The biggest mistake is trying to force one label onto every case. If you call every “it” a plain pronoun, you miss how English actually works. If you call every “it” empty, you miss real reference.
Another common slip is mixing “it” with vague writing. A sentence like “They changed the rule, and it caused problems” can be clear in context, yet it can also feel fuzzy if the reader is juggling many ideas at once. When the reference is not obvious, repeating the noun can make the sentence stronger.
Use “It” Well By Doing This
- Use “it” freely when the reference is obvious.
- Repeat the noun when two or more things could be the target.
- Do not hunt for an antecedent in weather and time expressions.
- Treat “it” in “It is nice to meet you” as a structural subject, not a stand-in for an object.
A Clean Final Answer
If someone asks, “What is it grammatically?”, the best short reply is: “It” is usually a pronoun, yet English also uses it as a dummy or anticipatory subject in several common sentence patterns.

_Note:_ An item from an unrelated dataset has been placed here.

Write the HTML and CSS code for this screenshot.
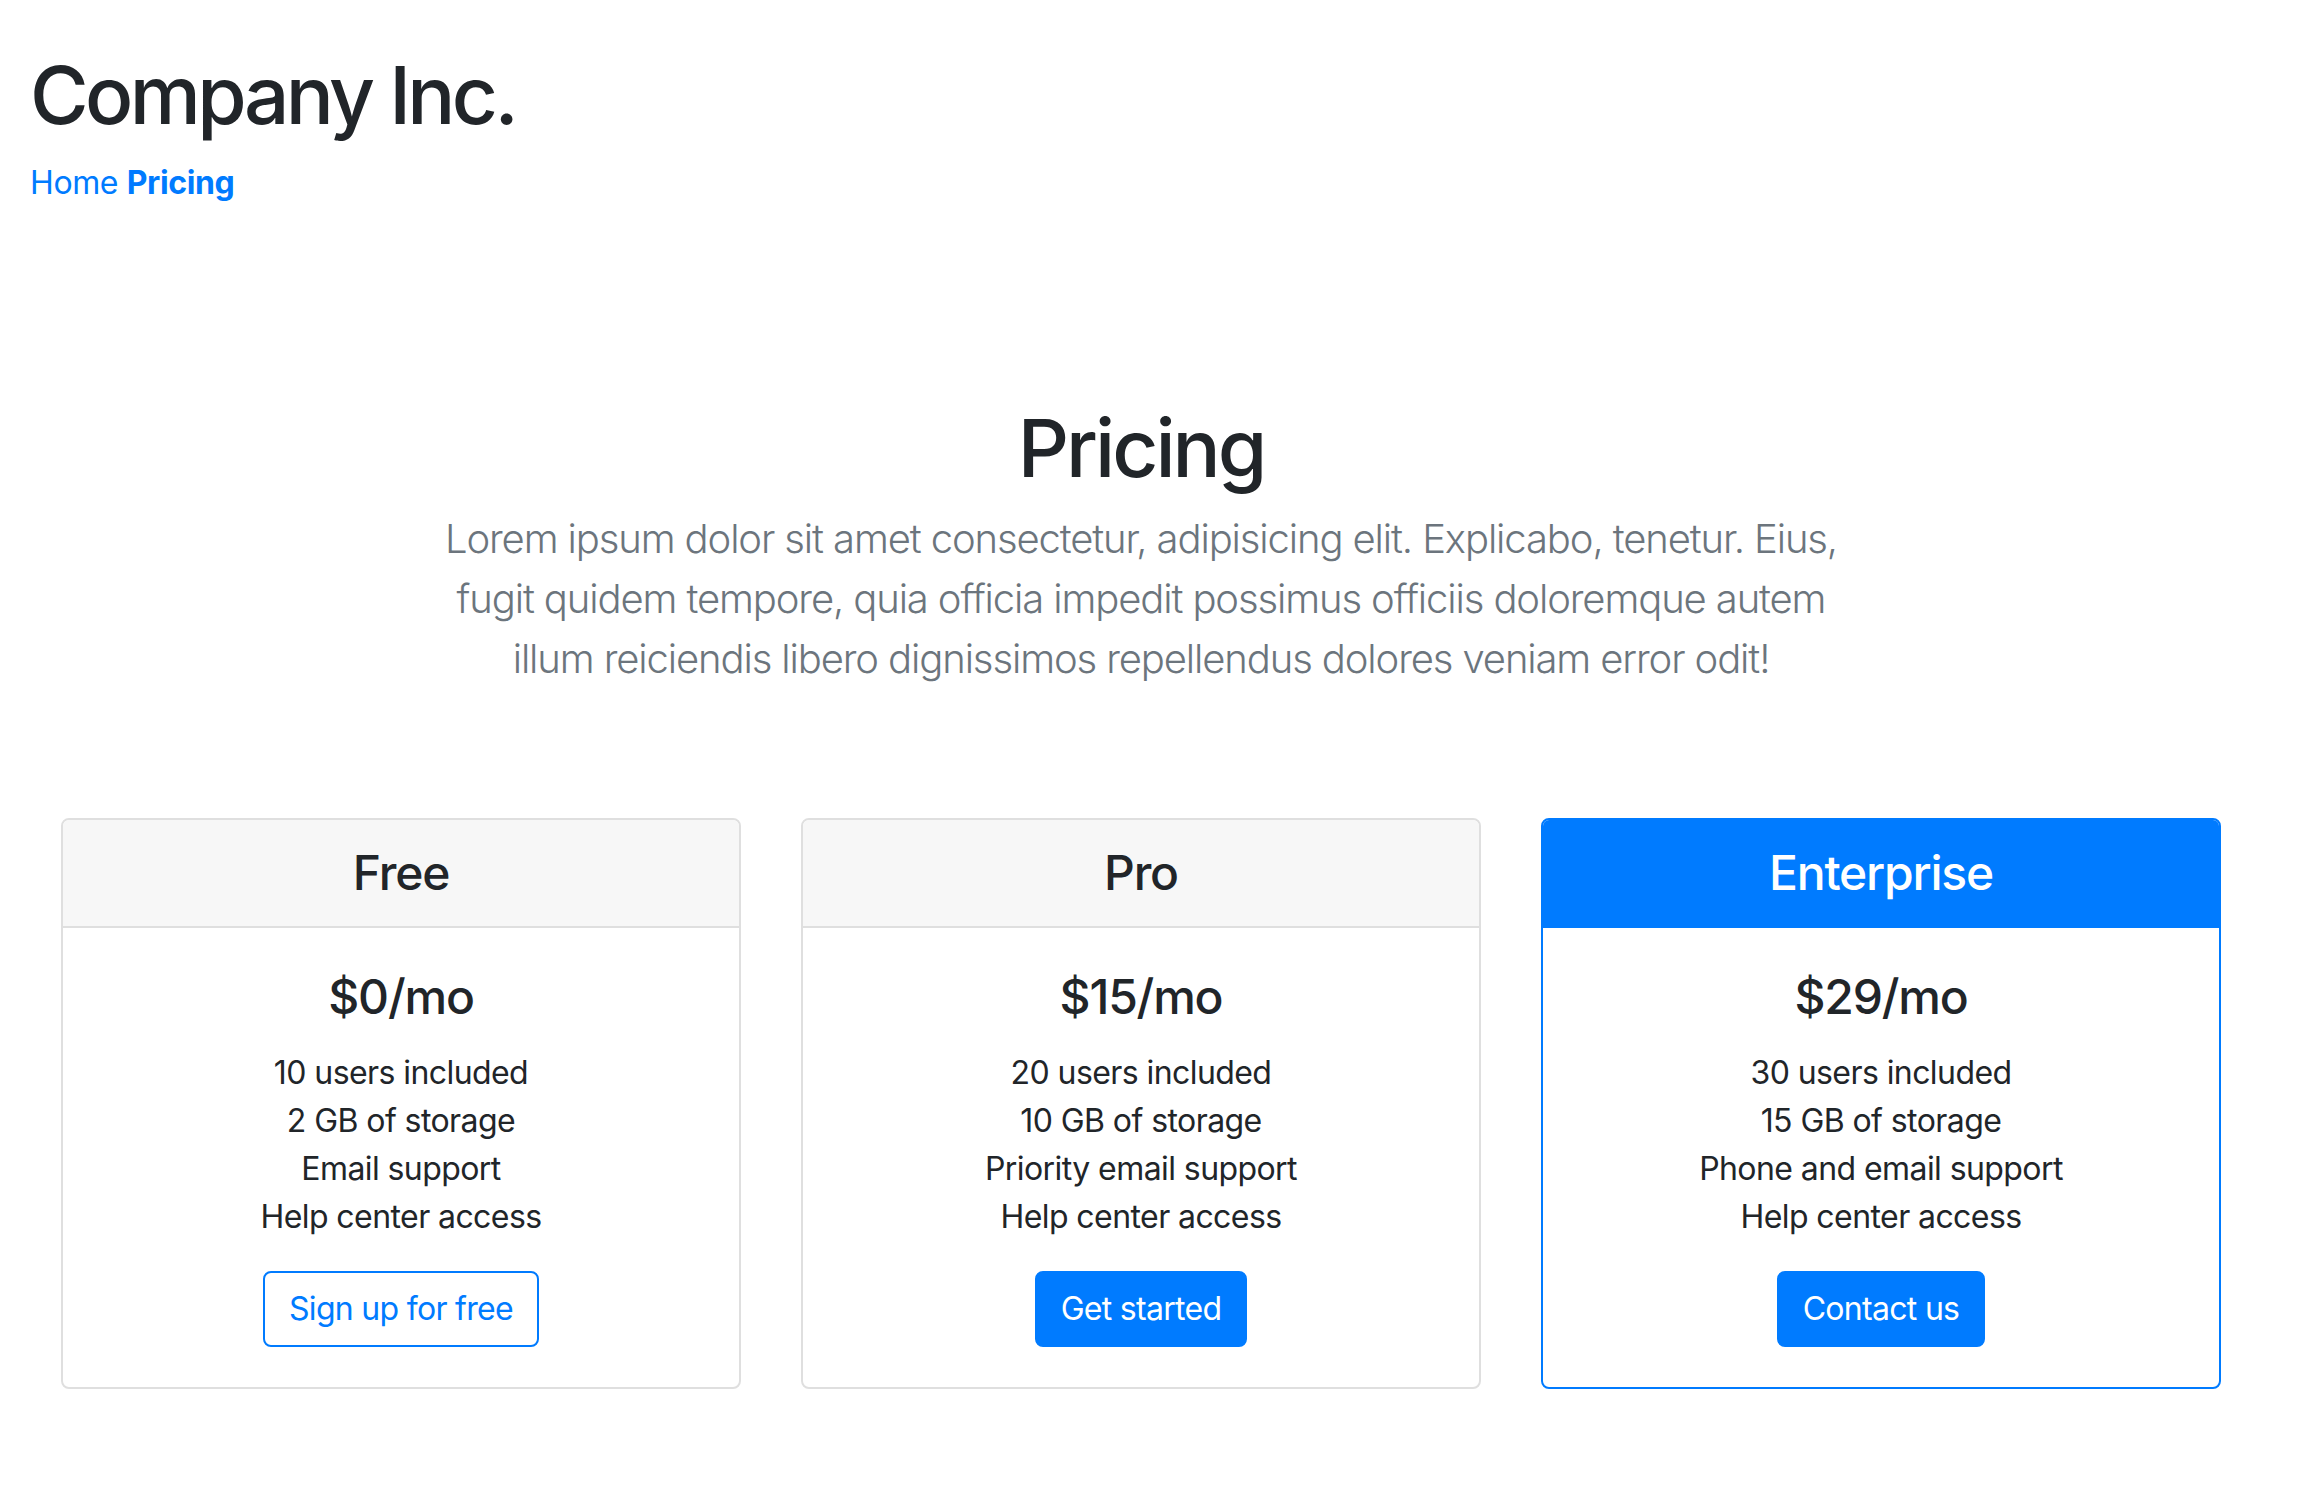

That answer is accurate, broad enough to fit real usage, and easy to apply. When “it” points back to something, call it a pronoun. When it fills the subject slot in patterns like “It is raining” or “It is easy to see why,” treat it as structural.
Once you spot that split, the grammar of “it” stops feeling slippery. It starts feeling tidy.
References & Sources
- Cambridge Dictionary.“Pronouns: Personal (I, Me, You, Him, It, They, Etc.).”Supports the classification of “it” as a personal pronoun in standard English grammar.
- Purdue Online Writing Lab.“Pronouns.”Provides a classroom-style grammar reference for pronoun roles and sentence structure.
- Merriam-Webster.“Pronoun.”Supplies the dictionary definition of pronoun used to ground the grammatical explanation.